Ethnic Studies Should Be Mandated in K-12 Schools

By Emmy J. Min
Associate Professor of Clinical Education

April 16, 2021

A young female student writes at her desk as schools and lawmakers debate mandating an ethnic studies course in K-12 schools

Editor’s Note: The California State Board of Education recently approved a model curriculum to guide how K-12 schools teach the histories and contributions of Asian, Black, Latino, Native American, and other groups, as well the racism they have experienced. But until state legislation is passed mandating an Ethnic Studies course, local school boards must decide how much of the curriculum, if any, should be implemented.

 
As an Asian American growing up in California, my experience was often ignored, dismissed, or misrepresented. If the stories of Asian Americans were ever mentioned in school, they were usually lumped together as if all Asian Americans belonged to the same group and shared the same histories and experiences.

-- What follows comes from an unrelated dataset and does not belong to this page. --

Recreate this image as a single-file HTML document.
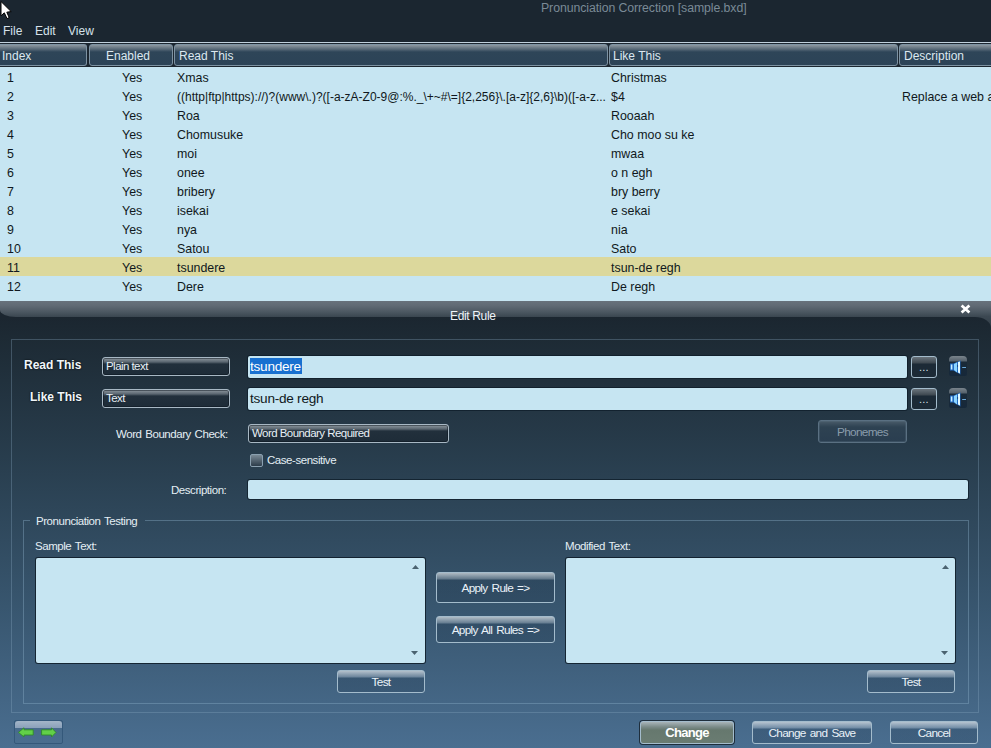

In my secondary schooling, I was required to take U.S. History and European History and felt isolated and belittled in the class discourse. My presence as an Asian American was rarely valued as I was often regarded as “other,” and my perspectives represented those of a foreigner.

There was a separation between the content that I was learning at school and what I was experiencing at home. However, I wasn’t consciously aware of the disconnection. No one indicated that our stories were worthy of being included in the school curriculum and that their omission was a problem.

Benefits of Ethnic Studies for Students

The debate over whether Ethnic Studies curriculum should be approved in K-12 schools was fierce. The controversy primarily stemmed from the disagreement over which groups such a course should represent and what content should be included. One of the fundamental questions about power relations and equity is “whose knowledge counts?” Another real concern is about diluting the content by covering breadth but not much depth. These are challenging questions without easy answers.

Notwithstanding this controversy, however, mandating the approved curriculum would mean that students grow up witnessing members of minoritized groups as the “main characters” in their class discourse. Though the current model of curriculum might be imperfect, including it can still make a meaningful difference in students’ lives. It can enhance equity, diversity, and inclusion by placing historically marginalized groups at the center of attention and not on the periphery, which has been the case in K–12 public school curricula.

In a dedicated Ethnic Studies class, history, research, and the lived experience of marginalized people can be used as a springboard to further discussion on some sensitive yet critical topics such as systematic racism and power dynamics.

Having their own stories included in the content will empower marginalized students and increase their cultural pride. And for those students who do not belong to a particular group, Ethnic Studies will also help them recognize and validate the experiences and stories of people from other ethnic groups who live alongside them.